Sometime in the afternoon you woke up, perked up and for 3 days, I got you back. We all giggled at your diet of tapioca laced with maple syrup, chocolate chip cookies and pretty much every flavor of sugar you could get your hands on. Hey – you’re dying! Why the heck not go out on a sweet note! We Skyped Deirdre on her birthday and sang Happy Birthday to her. You had never video chatted with her, so you were amazed at the ability to do so. Deirdre tried so hard to not cry, but we both felt the poignancy of the moment. I did Amitabha while you slept, and 7 Line Prayer as often as I could remember. I put a picture of Amitabha up in your room.

That morning came, when I had to go. I knew you didn’t want me to abandon my responsibilities at work. Even at the time, it felt stupid to choose a job I wasn’t very good at, didn’t get paid very well to do, and certainly not a job that was life and death dependent. It was a bittersweet decision. I was useless at your side – did you need another witness to your transition? Would my presence offer any comfort? Hard to say. The prayers were just as real from across the miles back in Virginia. But, the job would fire me 2 months later anyway. I might as well have stayed to ensure that the comfort was there.

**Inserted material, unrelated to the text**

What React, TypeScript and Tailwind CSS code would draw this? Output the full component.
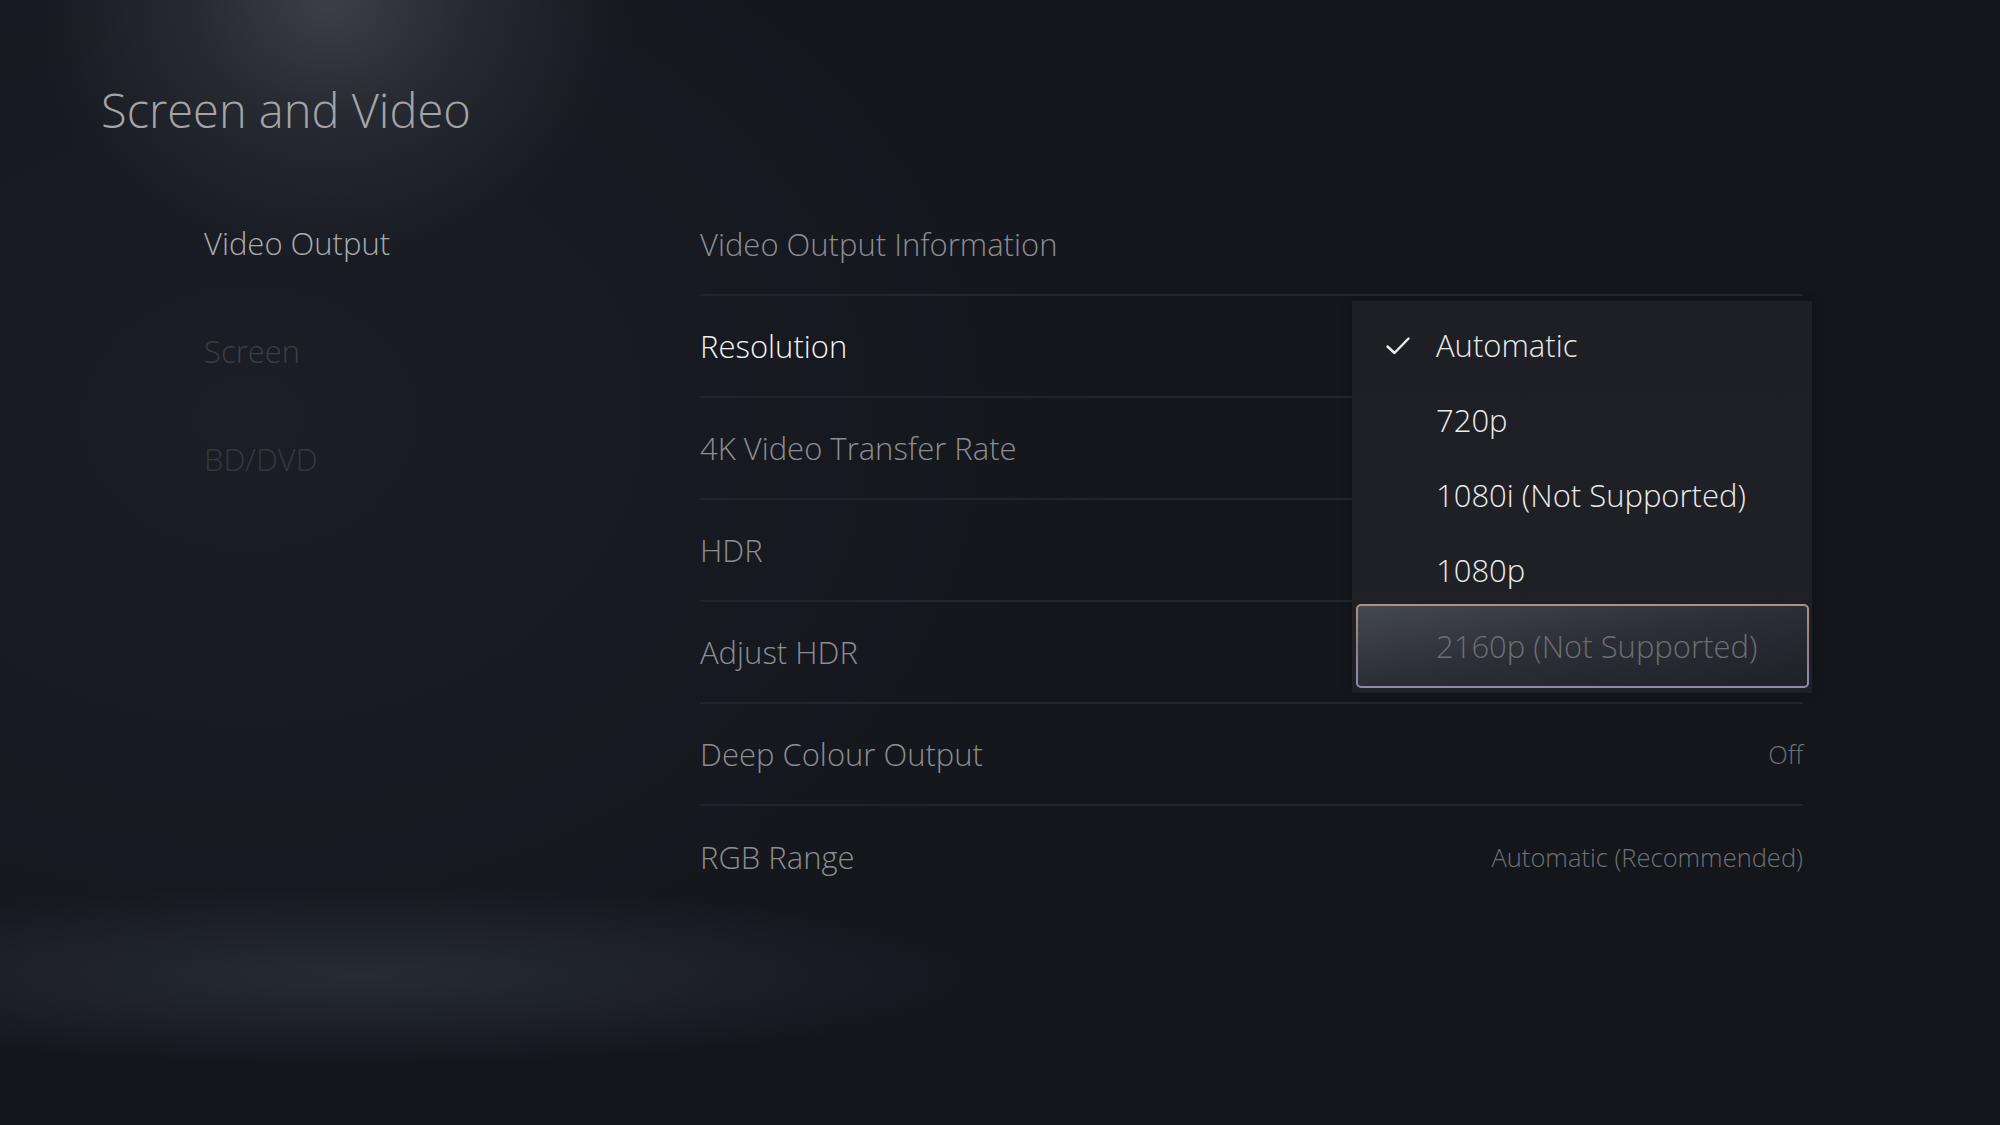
import React from "react";

type Row = { label: string; value?: string; active?: boolean };

const rows: Row[] = [
  { label: "Video Output Information" },
  { label: "Resolution", active: true },
  { label: "4K Video Transfer Rate" },
  { label: "HDR" },
  { label: "Adjust HDR" },
  { label: "Deep Colour Output", value: "Off" },
  { label: "RGB Range", value: "Automatic (Recommended)" },
];

const navItems = [
  { label: "Video Output", cls: "text-[#a9abaf]" },
  { label: "Screen", cls: "text-[#3b3e45]" },
  { label: "BD/DVD", cls: "text-[#34373e]" },
];

const options = [
  { label: "Automatic", checked: true },
  { label: "720p" },
  { label: "1080i (Not Supported)" },
  { label: "1080p" },
];

function Check() {
  return (
    <svg width="24" height="18" viewBox="0 0 24 18" fill="none" aria-hidden>
      <path d="M1.5 9.5 L8.5 16 L22.5 1.5" stroke="#ececec" strokeWidth="2.4" strokeLinecap="round" strokeLinejoin="round" />
    </svg>
  );
}

function ResolutionMenu() {
  return (
    <div className="absolute left-[652px] top-[112px] w-[460px] h-[392px] bg-gradient-to-b from-[#1d1f25] to-[#1f2126] pt-[7px] shadow-[0_0_10px_rgba(0,0,0,0.25)]">
      {options.map((o) => (
        <div key={o.label} className="flex h-[75px] items-center pl-[34px]">
          <div className="w-[24px]">{o.checked && <Check />}</div>
          <span className="ml-[26px] text-[31px] font-light leading-none text-[#ebebeb]">{o.label}</span>
        </div>
      ))}
      <div className="-mt-[4px] ml-[4px] mr-[3px] h-[84px] rounded-[5px] bg-gradient-to-b from-[#b3917f] via-[#8f8288] to-[#9288aa] p-[2px]">
        <div className="flex h-full items-center rounded-[3px] bg-gradient-to-br from-[#444850] via-[#2b2e35] to-[#1f2127] pl-[78px]">
          <span className="text-[31px] font-light leading-none text-[#6c6e73]">2160p (Not Supported)</span>
        </div>
      </div>
    </div>
  );
}

export default function App() {
  return (
    <div
      className="relative h-[1125px] w-[2000px] overflow-hidden bg-[#14161c] bg-[radial-gradient(ellipse_300px_260px_at_330px_0px,#3d3f47_0%,#272a31_45%,transparent_100%),radial-gradient(ellipse_650px_90px_at_360px_975px,#262b35_0%,transparent_100%),radial-gradient(ellipse_900px_700px_at_250px_420px,#1b1e25_0%,transparent_100%)] pt-[80px]"
      style={{ fontFamily: '"Open Sans", "Noto Sans", sans-serif' }}
    >
      <h1 className="pl-[101px] text-[47px] font-light leading-[60px] text-[#a2a4a8]">Screen and Video</h1>

      <div className="mt-[49px] flex">
        <nav className="ml-[204px] w-[496px] flex flex-col">
          {navItems.map((n) => (
            <div key={n.label} className={`flex h-[108px] items-center text-[31px] font-light ${n.cls}`}>
              {n.label}
            </div>
          ))}
        </nav>

        <div className="relative w-[1103px] pt-[5px]">
          {rows.map((r, i) => (
            <div
              key={r.label}
              className={`flex h-[102px] items-center justify-between ${i < rows.length - 1 ? "border-b-2 border-[#22252b]" : ""}`}
            >
              <span className={`text-[31px] font-light ${r.active ? "text-[#f3f3f3]" : "text-[#8b8d92]"}`}>{r.label}</span>
              {r.value && <span className="text-[25.5px] font-light text-[#6f7176]">{r.value}</span>}
            </div>
          ))}
          <ResolutionMenu />
        </div>
      </div>
    </div>
  );
}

I shook that morning, in disbelief that I was walking away from you. Every time I left the room with a load for the car to prepare for my departure came with it a fit of terrified shaking, uncontrollable tears and palpable anguish at this STUPID decision to leave your side. And yet, when the moment came to take ownership of this departure, you made it casual, even unceremonious – unlike any other goodbye we ever had. You were sitting in the chair next to your bed, eating a little tapioca and maple, and you informed me that you needed to make a bowel movement. I couldn’t help but giggle. I said that that was my cue to start heading down the road and went to get the nurse to get you to the bathroom. As they entered the room, I went to the doorway and made sure you saw me. I waved goodbye to you and you waved back, eyes wide and bright, the infamous Fred Laing smirk, like you’ve got the best secret ever and you’re not telling anyone.

And that was it!

You know those moments that are so surreal, the objects and shapes around you become so clear and sharp, you wonder if you’re in a dream or a cartoon? That’s what it felt like as I exited the hospital for the last time. The first hour of the 10 hour drive home found an aching in my body I had never felt before, but I knew the next 9 couldn’t be like that or I’d never make it back.

10 days later, I got my first email ever from Jetsunma, saying it was time to go. 8 hours later, while I was driving through Delaware, you left this world. That day didn’t hurt as much as this one did. By then, I had thoroughly accepted our shared fate.

Most days, nowadays, it doesn’t hurt to think about you. I love you and respect you and see more of you in me every day. I see you in the world I’m in and I find comfort there. Today, I will try to honor you, not commemorate you. Excessive emotion was never your thing… But… I miss you, Dad. I do really miss you.